Task prompt – Print the listing below exactly.

━━━ Records provided

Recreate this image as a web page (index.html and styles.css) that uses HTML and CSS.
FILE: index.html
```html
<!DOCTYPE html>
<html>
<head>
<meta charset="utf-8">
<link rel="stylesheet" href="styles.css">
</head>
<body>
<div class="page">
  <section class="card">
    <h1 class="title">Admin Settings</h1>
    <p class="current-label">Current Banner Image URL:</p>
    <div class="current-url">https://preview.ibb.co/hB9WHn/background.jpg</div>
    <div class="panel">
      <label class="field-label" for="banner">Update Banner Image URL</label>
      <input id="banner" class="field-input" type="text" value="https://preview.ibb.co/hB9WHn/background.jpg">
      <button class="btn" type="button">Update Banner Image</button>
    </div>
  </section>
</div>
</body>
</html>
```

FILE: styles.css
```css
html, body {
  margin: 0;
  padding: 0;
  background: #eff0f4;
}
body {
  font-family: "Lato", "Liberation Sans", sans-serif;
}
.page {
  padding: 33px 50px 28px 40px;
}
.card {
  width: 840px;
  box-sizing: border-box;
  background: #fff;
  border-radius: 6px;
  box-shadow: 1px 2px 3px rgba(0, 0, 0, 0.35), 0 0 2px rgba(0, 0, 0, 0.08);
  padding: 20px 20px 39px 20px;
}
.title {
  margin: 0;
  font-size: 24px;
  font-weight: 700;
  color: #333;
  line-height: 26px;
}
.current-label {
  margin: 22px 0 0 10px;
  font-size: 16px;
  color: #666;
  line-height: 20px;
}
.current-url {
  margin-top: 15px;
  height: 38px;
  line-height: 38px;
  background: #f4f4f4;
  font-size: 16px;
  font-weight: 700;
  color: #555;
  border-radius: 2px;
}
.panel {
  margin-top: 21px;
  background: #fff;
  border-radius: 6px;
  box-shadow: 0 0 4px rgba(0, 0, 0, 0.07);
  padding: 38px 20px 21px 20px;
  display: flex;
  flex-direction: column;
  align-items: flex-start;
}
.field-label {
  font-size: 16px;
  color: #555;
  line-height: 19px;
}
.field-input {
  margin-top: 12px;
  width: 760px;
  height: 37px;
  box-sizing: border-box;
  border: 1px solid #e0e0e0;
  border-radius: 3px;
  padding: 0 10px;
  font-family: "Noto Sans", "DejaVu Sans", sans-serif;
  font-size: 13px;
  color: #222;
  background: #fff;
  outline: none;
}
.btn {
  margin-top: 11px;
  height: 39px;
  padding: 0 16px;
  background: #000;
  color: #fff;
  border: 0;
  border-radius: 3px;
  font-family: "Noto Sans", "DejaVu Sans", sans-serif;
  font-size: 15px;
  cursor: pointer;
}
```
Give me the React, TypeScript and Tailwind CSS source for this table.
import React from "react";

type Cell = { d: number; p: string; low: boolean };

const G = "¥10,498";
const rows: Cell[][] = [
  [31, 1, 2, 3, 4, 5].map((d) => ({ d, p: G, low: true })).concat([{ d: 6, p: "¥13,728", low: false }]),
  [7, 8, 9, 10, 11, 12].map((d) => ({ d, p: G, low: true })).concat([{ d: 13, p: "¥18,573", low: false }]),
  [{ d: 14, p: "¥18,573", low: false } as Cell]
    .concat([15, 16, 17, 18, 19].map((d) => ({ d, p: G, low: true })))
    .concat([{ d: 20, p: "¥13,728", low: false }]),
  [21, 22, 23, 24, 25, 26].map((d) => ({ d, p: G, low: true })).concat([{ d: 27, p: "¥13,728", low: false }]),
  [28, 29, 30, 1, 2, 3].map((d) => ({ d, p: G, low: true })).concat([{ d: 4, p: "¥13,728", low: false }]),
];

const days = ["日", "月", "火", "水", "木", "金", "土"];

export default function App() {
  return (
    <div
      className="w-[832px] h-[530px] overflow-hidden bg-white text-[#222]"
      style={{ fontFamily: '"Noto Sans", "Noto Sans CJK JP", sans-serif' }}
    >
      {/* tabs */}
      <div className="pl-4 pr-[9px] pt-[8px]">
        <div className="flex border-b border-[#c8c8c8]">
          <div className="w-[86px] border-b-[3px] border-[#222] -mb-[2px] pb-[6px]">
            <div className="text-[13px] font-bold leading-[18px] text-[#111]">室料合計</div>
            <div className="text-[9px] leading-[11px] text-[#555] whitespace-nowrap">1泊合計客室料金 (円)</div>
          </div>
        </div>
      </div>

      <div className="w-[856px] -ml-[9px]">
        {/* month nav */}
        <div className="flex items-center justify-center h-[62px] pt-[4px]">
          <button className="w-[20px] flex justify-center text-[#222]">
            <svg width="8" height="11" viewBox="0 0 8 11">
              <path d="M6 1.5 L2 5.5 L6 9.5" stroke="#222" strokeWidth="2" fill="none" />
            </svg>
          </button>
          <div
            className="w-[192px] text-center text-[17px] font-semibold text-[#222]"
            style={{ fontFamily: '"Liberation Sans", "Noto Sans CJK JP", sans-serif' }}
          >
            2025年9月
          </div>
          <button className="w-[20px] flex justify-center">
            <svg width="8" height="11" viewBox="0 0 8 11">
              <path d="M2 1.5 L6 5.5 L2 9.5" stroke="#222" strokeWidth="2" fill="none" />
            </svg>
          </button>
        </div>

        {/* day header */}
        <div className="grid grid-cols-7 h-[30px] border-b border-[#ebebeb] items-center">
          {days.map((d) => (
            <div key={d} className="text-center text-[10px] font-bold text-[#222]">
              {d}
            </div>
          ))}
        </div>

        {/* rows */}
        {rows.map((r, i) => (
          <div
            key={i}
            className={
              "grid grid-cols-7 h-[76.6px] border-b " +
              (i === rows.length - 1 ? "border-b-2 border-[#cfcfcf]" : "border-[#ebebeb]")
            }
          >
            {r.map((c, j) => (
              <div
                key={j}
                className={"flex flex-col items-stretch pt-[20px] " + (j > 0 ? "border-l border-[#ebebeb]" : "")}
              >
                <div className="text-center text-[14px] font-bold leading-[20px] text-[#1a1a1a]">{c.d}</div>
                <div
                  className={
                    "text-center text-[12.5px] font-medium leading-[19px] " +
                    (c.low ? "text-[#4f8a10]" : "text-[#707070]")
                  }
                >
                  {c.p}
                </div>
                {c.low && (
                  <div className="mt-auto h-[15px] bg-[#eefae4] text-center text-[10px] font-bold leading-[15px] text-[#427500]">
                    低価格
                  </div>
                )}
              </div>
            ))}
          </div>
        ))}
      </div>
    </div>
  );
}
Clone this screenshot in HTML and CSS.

━━━━━━

Response to this task –
Recreate this image as a web page (index.html and styles.css) that uses HTML and CSS.
FILE: index.html
```html
<!DOCTYPE html>
<html>
<head>
<meta charset="utf-8">
<link rel="stylesheet" href="styles.css">
</head>
<body>
<div class="page">
  <section class="card">
    <h1 class="title">Admin Settings</h1>
    <p class="current-label">Current Banner Image URL:</p>
    <div class="current-url">https://preview.ibb.co/hB9WHn/background.jpg</div>
    <div class="panel">
      <label class="field-label" for="banner">Update Banner Image URL</label>
      <input id="banner" class="field-input" type="text" value="https://preview.ibb.co/hB9WHn/background.jpg">
      <button class="btn" type="button">Update Banner Image</button>
    </div>
  </section>
</div>
</body>
</html>
```

FILE: styles.css
```css
html, body {
  margin: 0;
  padding: 0;
  background: #eff0f4;
}
body {
  font-family: "Lato", "Liberation Sans", sans-serif;
}
.page {
  padding: 33px 50px 28px 40px;
}
.card {
  width: 840px;
  box-sizing: border-box;
  background: #fff;
  border-radius: 6px;
  box-shadow: 1px 2px 3px rgba(0, 0, 0, 0.35), 0 0 2px rgba(0, 0, 0, 0.08);
  padding: 20px 20px 39px 20px;
}
.title {
  margin: 0;
  font-size: 24px;
  font-weight: 700;
  color: #333;
  line-height: 26px;
}
.current-label {
  margin: 22px 0 0 10px;
  font-size: 16px;
  color: #666;
  line-height: 20px;
}
.current-url {
  margin-top: 15px;
  height: 38px;
  line-height: 38px;
  background: #f4f4f4;
  font-size: 16px;
  font-weight: 700;
  color: #555;
  border-radius: 2px;
}
.panel {
  margin-top: 21px;
  background: #fff;
  border-radius: 6px;
  box-shadow: 0 0 4px rgba(0, 0, 0, 0.07);
  padding: 38px 20px 21px 20px;
  display: flex;
  flex-direction: column;
  align-items: flex-start;
}
.field-label {
  font-size: 16px;
  color: #555;
  line-height: 19px;
}
.field-input {
  margin-top: 12px;
  width: 760px;
  height: 37px;
  box-sizing: border-box;
  border: 1px solid #e0e0e0;
  border-radius: 3px;
  padding: 0 10px;
  font-family: "Noto Sans", "DejaVu Sans", sans-serif;
  font-size: 13px;
  color: #222;
  background: #fff;
  outline: none;
}
.btn {
  margin-top: 11px;
  height: 39px;
  padding: 0 16px;
  background: #000;
  color: #fff;
  border: 0;
  border-radius: 3px;
  font-family: "Noto Sans", "DejaVu Sans", sans-serif;
  font-size: 15px;
  cursor: pointer;
}
```
Give me the React, TypeScript and Tailwind CSS source for this table.
import React from "react";

type Cell = { d: number; p: string; low: boolean };

const G = "¥10,498";
const rows: Cell[][] = [
  [31, 1, 2, 3, 4, 5].map((d) => ({ d, p: G, low: true })).concat([{ d: 6, p: "¥13,728", low: false }]),
  [7, 8, 9, 10, 11, 12].map((d) => ({ d, p: G, low: true })).concat([{ d: 13, p: "¥18,573", low: false }]),
  [{ d: 14, p: "¥18,573", low: false } as Cell]
    .concat([15, 16, 17, 18, 19].map((d) => ({ d, p: G, low: true })))
    .concat([{ d: 20, p: "¥13,728", low: false }]),
  [21, 22, 23, 24, 25, 26].map((d) => ({ d, p: G, low: true })).concat([{ d: 27, p: "¥13,728", low: false }]),
  [28, 29, 30, 1, 2, 3].map((d) => ({ d, p: G, low: true })).concat([{ d: 4, p: "¥13,728", low: false }]),
];

const days = ["日", "月", "火", "水", "木", "金", "土"];

export default function App() {
  return (
    <div
      className="w-[832px] h-[530px] overflow-hidden bg-white text-[#222]"
      style={{ fontFamily: '"Noto Sans", "Noto Sans CJK JP", sans-serif' }}
    >
      {/* tabs */}
      <div className="pl-4 pr-[9px] pt-[8px]">
        <div className="flex border-b border-[#c8c8c8]">
          <div className="w-[86px] border-b-[3px] border-[#222] -mb-[2px] pb-[6px]">
            <div className="text-[13px] font-bold leading-[18px] text-[#111]">室料合計</div>
            <div className="text-[9px] leading-[11px] text-[#555] whitespace-nowrap">1泊合計客室料金 (円)</div>
          </div>
        </div>
      </div>

      <div className="w-[856px] -ml-[9px]">
        {/* month nav */}
        <div className="flex items-center justify-center h-[62px] pt-[4px]">
          <button className="w-[20px] flex justify-center text-[#222]">
            <svg width="8" height="11" viewBox="0 0 8 11">
              <path d="M6 1.5 L2 5.5 L6 9.5" stroke="#222" strokeWidth="2" fill="none" />
            </svg>
          </button>
          <div
            className="w-[192px] text-center text-[17px] font-semibold text-[#222]"
            style={{ fontFamily: '"Liberation Sans", "Noto Sans CJK JP", sans-serif' }}
          >
            2025年9月
          </div>
          <button className="w-[20px] flex justify-center">
            <svg width="8" height="11" viewBox="0 0 8 11">
              <path d="M2 1.5 L6 5.5 L2 9.5" stroke="#222" strokeWidth="2" fill="none" />
            </svg>
          </button>
        </div>

        {/* day header */}
        <div className="grid grid-cols-7 h-[30px] border-b border-[#ebebeb] items-center">
          {days.map((d) => (
            <div key={d} className="text-center text-[10px] font-bold text-[#222]">
              {d}
            </div>
          ))}
        </div>

        {/* rows */}
        {rows.map((r, i) => (
          <div
            key={i}
            className={
              "grid grid-cols-7 h-[76.6px] border-b " +
              (i === rows.length - 1 ? "border-b-2 border-[#cfcfcf]" : "border-[#ebebeb]")
            }
          >
            {r.map((c, j) => (
              <div
                key={j}
                className={"flex flex-col items-stretch pt-[20px] " + (j > 0 ? "border-l border-[#ebebeb]" : "")}
              >
                <div className="text-center text-[14px] font-bold leading-[20px] text-[#1a1a1a]">{c.d}</div>
                <div
                  className={
                    "text-center text-[12.5px] font-medium leading-[19px] " +
                    (c.low ? "text-[#4f8a10]" : "text-[#707070]")
                  }
                >
                  {c.p}
                </div>
                {c.low && (
                  <div className="mt-auto h-[15px] bg-[#eefae4] text-center text-[10px] font-bold leading-[15px] text-[#427500]">
                    低価格
                  </div>
                )}
              </div>
            ))}
          </div>
        ))}
      </div>
    </div>
  );
}
Clone this screenshot in HTML and CSS.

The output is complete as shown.